Hugginson v. Hugginson (2025 ONCA 902):
A recent decision of the Ontario Court of Appeal confirms a simple but powerful estates law principle:
- a gift is not a gift unless
- the donor clearly intended it, and
- it was completed during their lifetime.
- Good intentions, discussions, and “thinking about it” are not enough—particularly when an estate trustee claims a benefit.
Background
Two sisters became embroiled in litigation after their stepfather passed away. One sister (the appellant) had acted as the Attorney pursuant to a Power of Attorney and later as Estate Trustee.
After the stepfather’s death, she transferred $400,000 to herself, claiming it was intended as a lifetime gift.
The other sister challenged the payment and won at the Superior Court. The appellant appealed.
The Legal Test for Gifts
Ontario law requires three elements for a valid inter vivos gift (from McNamee v. McNamee):
- Clear intention to gift
- Delivery of the gift during lifetime
- Acceptance
Acceptance wasn’t disputed. The real issues were:
- Did the stepfather truly intend to gift $400,000?
- Was the gift actually completed before death?
The burden of proof was entirely on the appellant.
Why the Appeal Failed
The Court of Appeal upheld the trial judge’s decision and dismissed the appeal.
Key findings:
1. No Clear Gift Intention
The Court concluded there was no clear, continuing, and specific intention to gift $400,000. The best evidence of the stepfather’s state of mind was his November 30, 2022 letter, which said he might give money during his lifetime, and that if he did, it should not reduce inheritance shares.
“Might” is not intention. It confirmed possibility only, not commitment.
2. No Completed Delivery
There were no instructions to transfer funds before death.
The appellant even admitted she did not know if he had changed his mind.
You cannot “complete” a gift after someone has died.

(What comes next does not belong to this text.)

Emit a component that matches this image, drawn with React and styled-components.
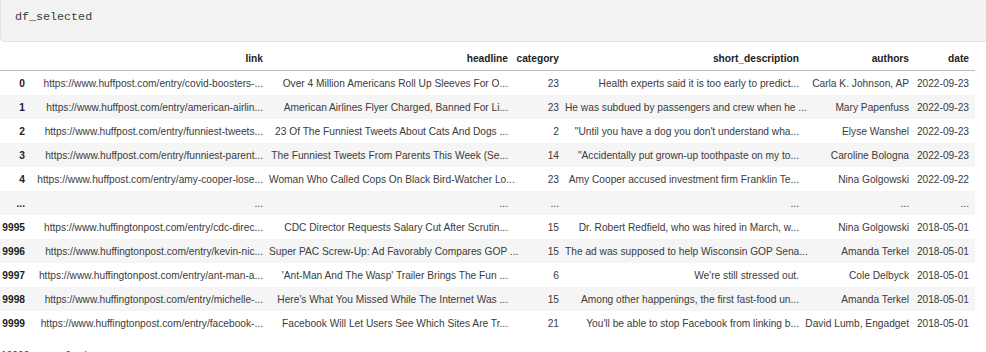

3. Investment Advisor Notes Rejected
The appellant relied heavily on the investment advisor’s notes and later correspondence. The Court ruled:
- They were mostly inadmissible hearsay
- They failed to meet Evidence Act business record requirements
- Even if considered, they did not prove a definite authorization or completed transfer
4. Strong v. Bird Doctrine Didn’t Save the Claim
The appellant argued the Strong v. Bird principle: an imperfect lifetime gift can be perfected if the intended donee becomes executor and the intention continued until death.
This failed because:
- There was no continuing intention
- There was no specific gift amount confirmed
Without those elements, the doctrine does not apply.
Result
- Appeal dismissed
- $400,000 must be returned to the estate
- Appellant ordered to pay $7,000 in costs
Why This Case Matters
This decision is a strong reminder:
✔ Estate trustees must act with caution when benefiting themselves
✔ Courts require clear, cogent, and convincing evidence of gifts
✔ Discussions or preliminary planning are not enough
✔ Proper documentation and completed execution are essential
For families and advisors, the message is practical:
If someone intends to make a significant gift, do it properly, with clear instructions, documentation, and execution while alive.